My favorite reading challenge is Kid Lit Frenzy’s Nonfiction Picture Book Challenge. Visit her blog to discover more wonderful nonfiction picture book titles.
In Lewis Tewanima: Born to Run, author Sharon Solomon shares the story of Lewis Tewanima, a Native American runner who won a silver medal in the 1912 Olympics, setting a U.S. record that wasn’t broken until 1964. Tewanima was a member of the Hopi tribe in Arizona. He had always been an impressive long-distance runner but it wasn’t until he was forcibly removed from his home and sent to boarding school (an episode that Solomon handles particularly well, clearly conveying the terror and abuse that Native Americans experienced in language that even young readers can understand) that people outside his tribe recognized his abilities. At Carlisle Indian School, Jim Thorpe was one of his classmates, and Pop Warner was his coach. Warner first thought the tiny Tewanima wouldn’t be a good athlete, but Lewis insisted that Hopis were excellent runners and once he was outfitted with shoes and a tracksuit, he began winning distance races.
We learn very little about Tewanima’s personality in this book, and very little about his life aside from his experiences at Carlisle and the Olympics. What is covered in perhaps most depth is the aftermath of the Olympics–meeting kings and presidents, having parades held in his honor. Whatever Tewanima might have thought or felt about all of it remains a mystery. Shortly after the 1912 Olympics, he returned to his village in Arizona and rarely left, though he must have continued running and racing. The timeline at the end of the book notes that he won a race in New Orleans in 1920. He died in 1969.
I did have an issue with some of the stereotypes in this book. I wish more effort had been made to bring Tewanima to life as a well-rounded individual. All too often, Solomon seems to rely on stereotypical thinking about Native American experiences to do the work of creating a character and a narrative arc. Tewanima’s life on the mesa is romanticized as a life lived in “peaceful, perfect balance.” In fact, Solomon uses this phrase–“perfect balance”–twice in the first few pages of the book to characterize the experiences of members of the Hopi tribe. There are no words or images that connect him to other members of his tribe or community in these early pages: he is depicted running alone on the mesa, hunting animals, and communing with nature. Life as a farmer and shepherd seems unusually solitary and static.
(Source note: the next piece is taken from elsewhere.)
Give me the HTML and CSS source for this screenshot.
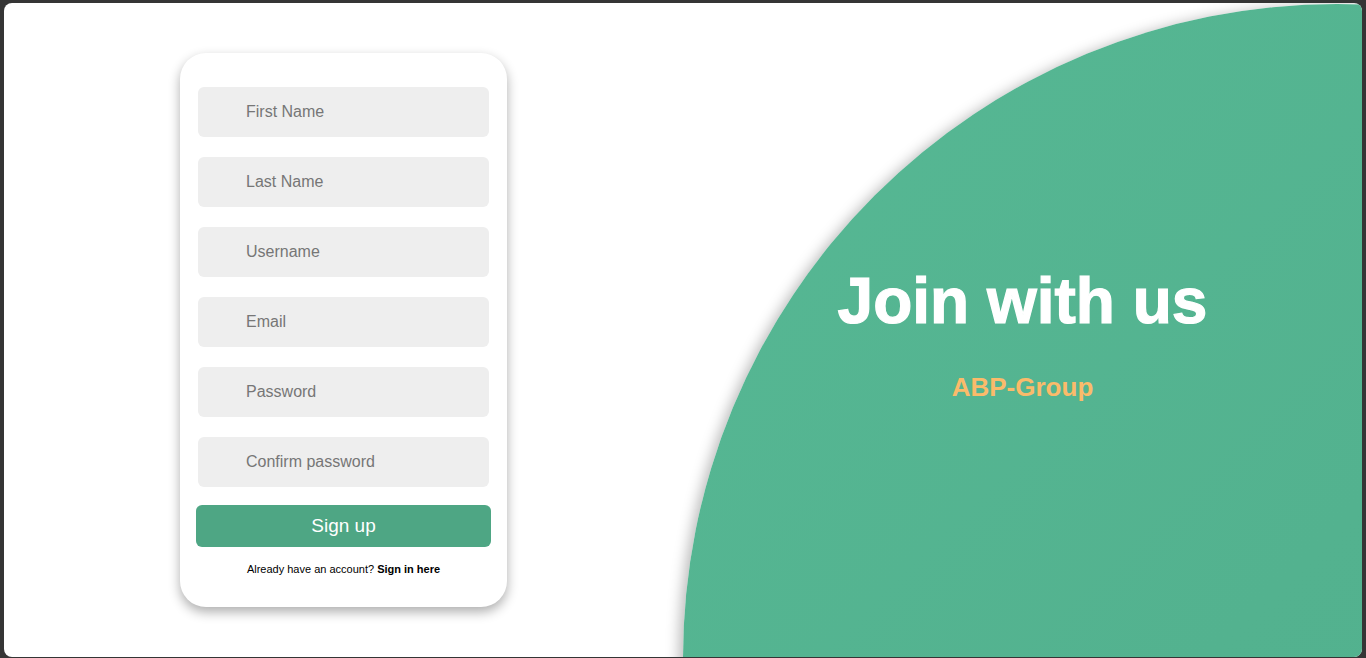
FILE: index.html
```html
<!DOCTYPE html>
<html lang="en">
<head>
<meta charset="utf-8">
<title>Sign up</title>
<link rel="stylesheet" href="styles.css">
</head>
<body>
<div class="frame">
  <div class="blob"></div>
  <section class="left">
    <form class="card">
      <div class="fields">
        <input class="field" type="text" placeholder="First Name">
        <input class="field" type="text" placeholder="Last Name">
        <input class="field" type="text" placeholder="Username">
        <input class="field" type="email" placeholder="Email">
        <input class="field" type="password" placeholder="Password">
        <input class="field" type="password" placeholder="Confirm password">
      </div>
      <button class="submit" type="button">Sign up</button>
      <p class="note">Already have an account? <a href="#" class="link">Sign in here</a></p>
    </form>
  </section>
  <section class="right">
    <h1 class="title">Join with us</h1>
    <p class="brand">ABP-Group</p>
  </section>
</div>
</body>
</html>
```

FILE: styles.css
```css
html, body {
  margin: 0;
  padding: 0;
  height: 100%;
}
body {
  background: #353535;
  font-family: "Liberation Sans", Arial, sans-serif;
  overflow: hidden;
}
.frame {
  position: relative;
  margin: 3px 4px 0 4px;
  height: 654px;
  background: #ffffff;
  border-radius: 8px;
  overflow: hidden;
  display: flex;
}
.blob {
  position: absolute;
  left: 679px;
  top: 1px;
  width: 1308px;
  height: 1308px;
  border-radius: 50%;
  background: linear-gradient(135deg, #56b894 0%, #53b28f 45%, #50ae8b 100%);
  box-shadow: -4px 2px 14px rgba(0, 0, 0, 0.28);
}
.left {
  width: 679px;
  flex: none;
  display: flex;
  align-items: center;
  justify-content: center;
}
.card {
  width: 327px;
  box-sizing: border-box;
  padding: 34px 16px 31px;
  background: #ffffff;
  border-radius: 26px;
  box-shadow: 0 5px 12px rgba(0, 0, 0, 0.32);
  display: flex;
  flex-direction: column;
}
.fields {
  display: flex;
  flex-direction: column;
  gap: 20px;
  padding: 0 2px;
}
.field {
  height: 50px;
  box-sizing: border-box;
  border: none;
  outline: none;
  background: #eeeeee;
  border-radius: 6px;
  padding: 0 0 0 48px;
  font-family: "Liberation Sans", Arial, sans-serif;
  font-size: 16px;
  color: #333;
}
.field::placeholder {
  color: #767676;
}
.submit {
  margin-top: 18px;
  height: 42px;
  border: none;
  border-radius: 6px;
  background: #4ea684;
  color: #ffffff;
  font-family: "Liberation Sans", Arial, sans-serif;
  font-size: 19px;
  padding-bottom: 2px;
  cursor: pointer;
}
.note {
  margin: 16px 0 0;
  font-size: 11px;
  line-height: 13px;
  text-align: center;
  color: #000;
}
.link {
  color: #000;
  font-weight: bold;
  text-decoration: none;
}
.right {
  position: relative;
  z-index: 1;
  flex: 1;
  display: flex;
  flex-direction: column;
  align-items: center;
  justify-content: center;
  padding-top: 6px;
}
.title {
  margin: 0;
  font-size: 64px;
  line-height: 74px;
  font-weight: bold;
  color: #ffffff;
  -webkit-text-stroke: 1.2px #ffffff;
}
.brand {
  margin: 34px 0 0;
  font-size: 26px;
  line-height: 30px;
  font-weight: bold;
  color: #fbbb6a;
}
```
Away from the mesa, he is depicted as the stereotypical laconic, stoic Native American. Coach Warner’s report of Tewanima’s words to him seemed especially problematic to me. Perhaps Tewanima did say “All Hopis run fast good. Me run fast good.” After all, he was an English language learner. But the effect of those words without an explanation that he spoke another language fluently creates an image of Tewanima as simple and simplistic. In his native language, he was no doubt capable of expressing himself with sophistication and eloquence.
He clearly had a sense of humor. When he visited New York City in 1954 to receive an award, he climbed the Statue of Liberty, looked around, and commented, “Not enough land for sheep.” I would have liked to know more about this Tewanima.